Если говорить грубо, компромисс - это прокладка, прослойка. А мягко выражаясь, - буфер, посредник.

По большому счету, компромисс - это всё. Он на каждом шагу, за каждым углом. В общем, куда не плюнь, обязательно попадешь не в молоко, а в яблочко. Не исключено, что и в - райское.

На самом деле, всё началось еще в раю. Бог тому свидетель. Достаточно вспомнить хрестоматийное: запретный плод сладок. Ну, как не надкусить его, как не съесть, как не насытиться...

Вообще-то писать о компромиссе натощак вредно для здоровья. Голодный сытому - змей-искуситель.
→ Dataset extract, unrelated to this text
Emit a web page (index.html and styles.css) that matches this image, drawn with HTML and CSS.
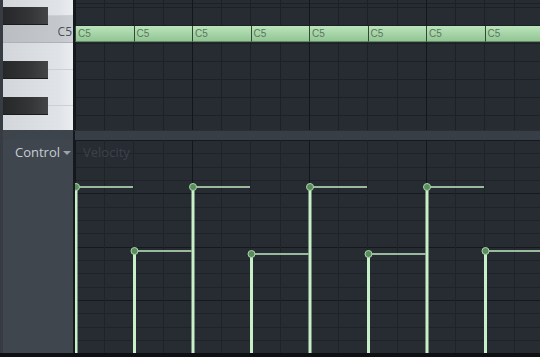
FILE: index.html
```html
<!DOCTYPE html>
<html lang="en">
<head>
    <meta charset="UTF-8">
    <title>Piano Roll</title>
    <link rel="stylesheet" href="styles.css">
</head>
<body>
    <div class="roll">
        <!-- Piano + notes -->
        <div class="row top">
            <div class="side piano">
                <div class="wkey k-d"></div>
                <div class="wkey k-c"><span>C5</span></div>
                <div class="wkey k-b"></div>
                <div class="wkey k-a"></div>
                <div class="wkey k-g"></div>
                <div class="bkey bk-cs"></div>
                <div class="bkey bk-as"></div>
                <div class="bkey bk-gs"></div>
            </div>
            <div class="grid note-grid">
                <div class="notes">
                    <div class="note">C5</div>
                    <div class="note">C5</div>
                    <div class="note">C5</div>
                    <div class="note">C5</div>
                    <div class="note">C5</div>
                    <div class="note">C5</div>
                    <div class="note">C5</div>
                    <div class="note">C5</div>
                </div>
            </div>
        </div>

        <!-- Splitter -->
        <div class="row sep">
            <div class="side"></div>
            <div class="grid sep-grid"></div>
        </div>

        <!-- Event editor -->
        <div class="row bottom">
            <div class="side panel">
                <div class="control">Control <span class="caret"></span></div>
            </div>
            <div class="grid vel-grid">
                <div class="vel-title">Velocity</div>
                <svg class="vel-chart" width="465" height="213" viewBox="0 0 465 213">
                    <g class="levels">
                        <line x1="1" y1="47" x2="58" y2="47"/>
                        <line x1="59.5" y1="111" x2="116.5" y2="111"/>
                        <line x1="118" y1="47" x2="175" y2="47"/>
                        <line x1="176.5" y1="114" x2="233.5" y2="114"/>
                        <line x1="235" y1="47" x2="292" y2="47"/>
                        <line x1="293.5" y1="114" x2="350.5" y2="114"/>
                        <line x1="352" y1="47" x2="409" y2="47"/>
                        <line x1="410.5" y1="111" x2="465" y2="111"/>
                    </g>
                    <g class="stems">
                        <rect x="-0.5" y="47" width="3" height="166"/>
                        <rect x="58" y="111" width="3" height="102"/>
                        <rect x="116.5" y="47" width="3" height="166"/>
                        <rect x="175" y="114" width="3" height="99"/>
                        <rect x="233.5" y="47" width="3" height="166"/>
                        <rect x="292" y="114" width="3" height="99"/>
                        <rect x="350.5" y="47" width="3" height="166"/>
                        <rect x="409" y="111" width="3" height="102"/>
                    </g>
                    <g class="dots">
                        <circle cx="1" cy="47" r="3.5"/>
                        <circle cx="59.5" cy="111" r="3.5"/>
                        <circle cx="118" cy="47" r="3.5"/>
                        <circle cx="176.5" cy="114" r="3.5"/>
                        <circle cx="235" cy="47" r="3.5"/>
                        <circle cx="293.5" cy="114" r="3.5"/>
                        <circle cx="352" cy="47" r="3.5"/>
                        <circle cx="410.5" cy="111" r="3.5"/>
                    </g>
                </svg>
            </div>
        </div>

        <div class="foot"></div>
    </div>
</body>
</html>
```

FILE: styles.css
```css
body {
    margin: 0;
    background-color: #0e1013;
    font-family: "Open Sans", "Liberation Sans", sans-serif;
}
.roll {
    width: 540px;
    height: 357px;
    display: flex;
    flex-direction: column;
    overflow: hidden;
}
.row {
    display: flex;
}
.side {
    width: 70px;
    border-left: 3px solid #363c42;
    flex-shrink: 0;
}
.grid {
    flex: 1;
    border-left: 2px solid #15181c;
    position: relative;
    overflow: hidden;
}

/* Piano keys */
.top {
    height: 130px;
}
.piano {
    position: relative;
    display: flex;
    flex-direction: column;
}
.wkey {
    background: linear-gradient(90deg, #d2d6db, #e0e4e8 80%, #eaedf0);
    border-bottom: 1px solid #ccd0d5;
    box-sizing: border-box;
}
.k-d { height: 16px; }
.k-c {
    height: 27px;
    background: linear-gradient(90deg, #babec3, #c4c8cd 80%, #cccfd3);
    border-bottom-color: #aeb2b7;
    display: flex;
    align-items: center;
    justify-content: flex-end;
    padding: 4px 1px 0 0;
}
.k-c span {
    font-size: 12px;
    color: #4c5157;
}
.k-b { height: 27px; }
.k-a { height: 36px; }
.k-g { flex: 1; border-bottom: none; }
.bkey {
    position: absolute;
    left: 0;
    width: 45px;
    height: 18px;
    background: linear-gradient(90deg, #262729, #343537 60%, #444547);
    border-bottom: 1px solid #1a1b1c;
    box-sizing: border-box;
}
.bk-cs { top: 7px; }
.bk-as { top: 61px; }
.bk-gs { top: 97px; }

/* Note grid */
.note-grid {
    background:
        repeating-linear-gradient(90deg, #14171a 0 1px, transparent 1px 117px),
        repeating-linear-gradient(90deg, #1d2126 0 1px, transparent 1px 29.25px),
        repeating-linear-gradient(180deg, #1d2126 0 1px, transparent 1px 18px) 0 7px,
        #272c33;
}
.notes {
    display: flex;
    margin-top: 26px;
    width: 600px;
}
.note {
    width: 58.5px;
    height: 16px;
    flex-shrink: 0;
    box-sizing: border-box;
    border-left: 1px solid #2f4a32;
    border-bottom: 1px solid #5f8a62;
    background: linear-gradient(180deg, #bde4bd, #a6d5a7 50%, #94c597);
    font-family: "Liberation Sans", sans-serif;
    font-size: 10px;
    line-height: 15px;
    color: #5a785c;
    padding-left: 2px;
}

/* Splitter */
.sep {
    height: 10px;
}
.sep .side {
    background-color: #3d444b;
}
.sep-grid {
    background-color: #383e45;
    border-top: 1px solid #2a2f35;
}

/* Event editor */
.bottom {
    height: 213px;
}
.panel {
    background-color: #3f464d;
}
.control {
    padding: 3px 0 0 12px;
    font-size: 13px;
    color: #c6cdd4;
    display: flex;
    align-items: center;
    gap: 3px;
}
.caret {
    width: 0;
    height: 0;
    border-left: 4px solid transparent;
    border-right: 4px solid transparent;
    border-top: 4px solid #9aa2aa;
    margin-top: 2px;
}
.vel-grid {
    background:
        repeating-linear-gradient(90deg, #14171a 0 1px, transparent 1px 117px),
        repeating-linear-gradient(90deg, #1f2328 0 1px, transparent 1px 29.25px),
        repeating-linear-gradient(180deg, #15181c 0 1px, transparent 1px 53.333px) 0 0,
        repeating-linear-gradient(180deg, #1f2328 0 1px, transparent 1px 13.333px) 0 0,
        #272c33;
}
.vel-title {
    padding: 3px 0 0 8px;
    font-size: 13px;
    color: #3c424a;
}
.vel-chart {
    position: absolute;
    left: 0;
    top: 0;
}
.levels line {
    stroke: #c2eac2;
    stroke-width: 1.5;
}
.stems rect {
    fill: #c8f0c8;
}
.dots circle {
    fill: #5b8c5e;
    stroke: #a9d6aa;
    stroke-width: 1;
}

.foot {
    height: 4px;
    background-color: #0e1013;
}
```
Так вот, после изгнания из рая человеческая жизнь смешана с едой, как с грязью. Еда стала регулярным компромиссом между физиологией и духовностью. Она передается из одной посуды в другую. Из века в век, как сквозь кухонное окошко. Кухарка правит страной, а мир стоит на трех толстяках. С каждым новым веком еда становится всё изощреннее и изощреннее. Взгляд теряет резкость и становится масляным при виде самых изысканных деликатесов. К побежденным возвращается китайский кайф в виде ритуальной обезьяны - этим страшным компромиссом между зверем и человеком. Съешь мозг обезьянки из ее же черепа и вспомни, кто ты.

Так рождается компромат на дело рук самого Создателя.

Да, у компромисса и компромата одинаковые корни и ствол. Но кроны разные. И шумят они на земном сквозняке каждый о своем. Можно подслушать, но лучше не вслушиваться. Затянет, словно в омут, не всплывешь.

Компромисс - это глубинное течение, а компромат - не тонет. Кто сказал? Все говорят. А некоторые еще и пишут. О еде. Целые книги. Короче, кушать подано, господа.

Если на минуту оторваться от тарелки и перевести сытый взгляд на полку с книгами, взор туманится так же, как и от блюд с деликатесами.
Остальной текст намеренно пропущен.